=== Challenge ===
State the number of lines that contain the word "this", and add nothing else.

_ _ _ _ _

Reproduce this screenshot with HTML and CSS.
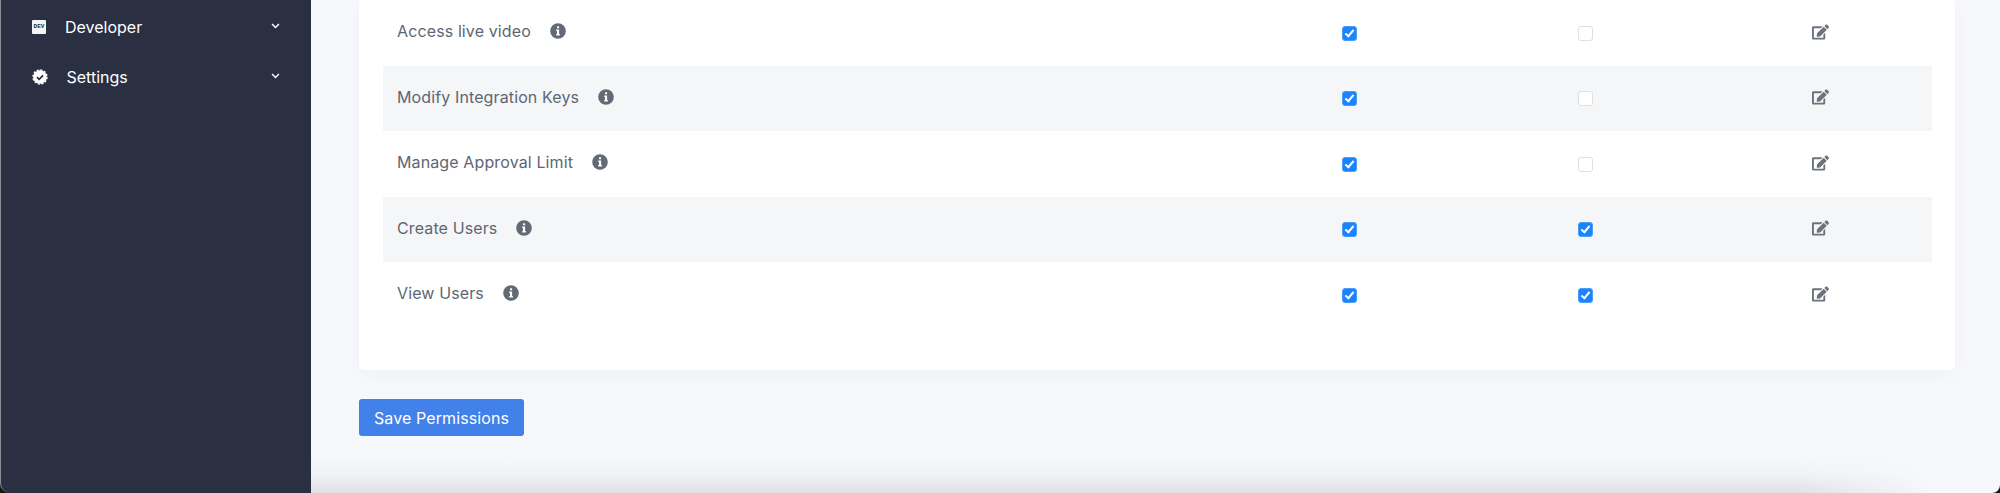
FILE: index.html
```html
<!DOCTYPE html>
<html lang="en">
<head>
    <meta charset="UTF-8">
    <title>Permissions</title>
    <link rel="stylesheet" href="styles.css">
</head>
<body>
    <svg class="defs" width="0" height="0">
        <symbol id="edit" viewBox="0 0 576 512">
            <path fill="currentColor" d="M402.6 83.2l90.2 90.2c3.8 3.8 3.8 10 0 13.8L274.4 405.6l-92.8 10.3c-12.4 1.4-22.9-9.1-21.5-21.5l10.3-92.8L388.8 83.2c3.8-3.8 10-3.8 13.8 0zm162-22.9l-48.8-48.8c-15.2-15.2-39.9-15.2-55.2 0l-35.4 35.4c-3.8 3.8-3.8 10 0 13.8l90.2 90.2c3.8 3.8 10 3.8 13.8 0l35.4-35.4c15.2-15.3 15.2-40 0-55.2zM384 346.2V448H64V128h229.8c3.2 0 6.2-1.3 8.5-3.5l40-40c7.6-7.6 2.2-20.5-8.5-20.5H48C21.5 64 0 85.5 0 112v352c0 26.5 21.5 48 48 48h352c26.5 0 48-21.5 48-48V306.2c0-10.7-12.9-16-20.5-8.5l-40 40c-2.2 2.3-3.5 5.3-3.5 8.5z"/>
        </symbol>
        <symbol id="info" viewBox="0 0 16 16">
            <circle cx="8" cy="8" r="7.8" fill="currentColor"/>
            <rect x="7" y="3.2" width="2.1" height="2.1" rx=".6" fill="#fff"/>
            <path fill="#fff" d="M6.2 6.6h2.9v4.5h.8v1.3H6.2v-1.3h.8V7.9h-.8z"/>
        </symbol>
        <symbol id="chevron" viewBox="0 0 10 7">
            <path d="M1 1.2l4 4 4-4" fill="none" stroke="currentColor" stroke-width="1.7"/>
        </symbol>
        <symbol id="badge" viewBox="0 0 16 16">
            <circle cx="8" cy="8" r="6.8" fill="#fff"/>
            <circle cx="8" cy="8" r="7" fill="none" stroke="#fff" stroke-width="1.4" stroke-dasharray="2.2 1.47"/>
            <path d="M4.9 8.2l2.2 2.1 4-4" fill="none" stroke="#2a3042" stroke-width="1.7"/>
        </symbol>
    </svg>

    <aside class="sidebar">
        <a class="nav-item" href="#developer">
            <span class="dev-icon">DEV</span>
            <span class="nav-label">Developer</span>
            <svg class="chevron"><use href="#chevron"/></svg>
        </a>
        <a class="nav-item" href="#settings">
            <svg class="badge-icon"><use href="#badge"/></svg>
            <span class="nav-label nav-label-wide">Settings</span>
            <svg class="chevron"><use href="#chevron"/></svg>
        </a>
    </aside>

    <main class="content">
        <section class="card">
            <div class="perm-row">
                <div class="perm-name">Access live video <svg class="info"><use href="#info"/></svg></div>
                <input class="perm-check" type="checkbox" checked>
                <input class="perm-check" type="checkbox">
                <a class="perm-edit" href="#edit"><svg><use href="#edit"/></svg></a>
            </div>
            <div class="perm-row">
                <div class="perm-name">Modify Integration Keys <svg class="info"><use href="#info"/></svg></div>
                <input class="perm-check" type="checkbox" checked>
                <input class="perm-check" type="checkbox">
                <a class="perm-edit" href="#edit"><svg><use href="#edit"/></svg></a>
            </div>
            <div class="perm-row">
                <div class="perm-name">Manage Approval Limit <svg class="info"><use href="#info"/></svg></div>
                <input class="perm-check" type="checkbox" checked>
                <input class="perm-check" type="checkbox">
                <a class="perm-edit" href="#edit"><svg><use href="#edit"/></svg></a>
            </div>
            <div class="perm-row">
                <div class="perm-name">Create Users <svg class="info"><use href="#info"/></svg></div>
                <input class="perm-check" type="checkbox" checked>
                <input class="perm-check" type="checkbox" checked>
                <a class="perm-edit" href="#edit"><svg><use href="#edit"/></svg></a>
            </div>
            <div class="perm-row">
                <div class="perm-name">View Users <svg class="info"><use href="#info"/></svg></div>
                <input class="perm-check" type="checkbox" checked>
                <input class="perm-check" type="checkbox" checked>
                <a class="perm-edit" href="#edit"><svg><use href="#edit"/></svg></a>
            </div>
        </section>
        <button class="save-btn" type="button">Save Permissions</button>
    </main>

    <div class="bottom-fade"></div>
</body>
</html>
```

FILE: styles.css
```css
html, body {
    height: 100%;
}
body {
    display: flex;
    margin: 0;
    overflow: hidden;
    background-color: #14180f;
    font-family: Inter, "Noto Sans", sans-serif;
}
.defs {
    position: absolute;
}

/* sidebar */
.sidebar {
    flex: 0 0 311px;
    box-sizing: border-box;
    padding-top: 2px;
    background-color: #2a3042;
    border-left: 1px solid #8b8e96;
    border-bottom-left-radius: 10px;
}
.nav-item {
    display: flex;
    align-items: center;
    height: 50px;
    padding-left: 31px;
    color: #fff;
    font-size: 16px;
    text-decoration: none;
}
.dev-icon {
    flex: 0 0 14px;
    height: 14px;
    border-radius: 1px;
    background-color: #f4f5f7;
    color: #2a3042;
    font-family: "Liberation Mono", monospace;
    font-size: 6px;
    font-weight: bold;
    line-height: 14px;
    text-align: center;
}
.badge-icon {
    flex: 0 0 16px;
    height: 16px;
}
.nav-label {
    flex: 1;
    margin-left: 19px;
}
.nav-label-wide {
    margin-left: 18.5px;
}
.chevron {
    flex: 0 0 9px;
    width: 9px;
    height: 6px;
    margin: -2px 31px 0 0;
}

/* main column */
.content {
    flex: 1;
    padding: 0 45px 0 48px;
    background-color: #f7f8fc;
    border-bottom-right-radius: 8px;
}
.card {
    box-sizing: border-box;
    height: 370px;
    padding: 0 23px 0 24px;
    background-color: #fff;
    border-radius: 0 0 5px 5px;
    box-shadow: 0 6px 20px rgba(40, 50, 90, 0.03);
}
.perm-row {
    display: grid;
    grid-template-columns: 848px 236px 236px 229px;
    align-items: center;
    height: 65.5px;
}
.perm-row:nth-child(even) {
    background-color: #f5f6f8;
}
.perm-name {
    display: flex;
    align-items: center;
    gap: 19px;
    margin-top: -3px;
    padding-left: 14px;
    color: #5e6673;
    font-size: 16px;
    letter-spacing: 0.12px;
}
.info {
    flex: 0 0 16px;
    width: 16px;
    height: 16px;
    color: #626a76;
}
.perm-check {
    appearance: none;
    position: relative;
    justify-self: center;
    box-sizing: border-box;
    width: 15px;
    height: 15px;
    margin: 1px 0 0;
    background-color: #fff;
    border: 1px solid #dfe0e2;
    border-radius: 3px;
}
.perm-check:checked {
    background-color: #1a84ff;
    border-color: #4a9dff;
}
.perm-check:checked::after {
    content: "";
    position: absolute;
    left: 4px;
    top: 1px;
    width: 3px;
    height: 7px;
    border: solid #fff;
    border-width: 0 2px 2px 0;
    transform: rotate(40deg);
}
.perm-edit {
    display: flex;
    padding-left: 109px;
    color: #6c737d;
}
.perm-edit svg {
    width: 17px;
    height: 16px;
    margin-top: -2px;
}
.save-btn {
    display: block;
    width: 165px;
    height: 37px;
    margin-top: 29px;
    padding: 0;
    background-color: #4280ea;
    border: none;
    border-radius: 3px;
    color: #fff;
    font-family: inherit;
    font-size: 16px;
    letter-spacing: 0.1px;
}

/* shadow of whatever sits under the screenshot's bottom edge */
.bottom-fade {
    position: absolute;
    left: 311px;
    right: 0;
    bottom: 0;
    height: 40px;
    background: linear-gradient(rgba(200, 202, 206, 0), rgba(200, 202, 206, 0.1) 50%, rgba(200, 202, 206, 0.5));
    -webkit-mask-image: linear-gradient(to right, #000 88%, transparent 96%);
    mask-image: linear-gradient(to right, #000 88%, transparent 96%);
    pointer-events: none;
}
```
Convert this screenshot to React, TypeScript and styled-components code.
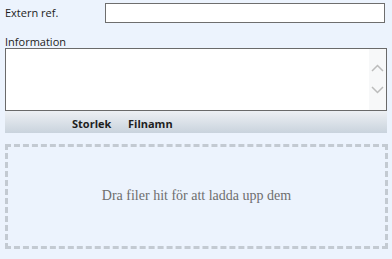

_ _ _ _ _

=== Answer in full ===
2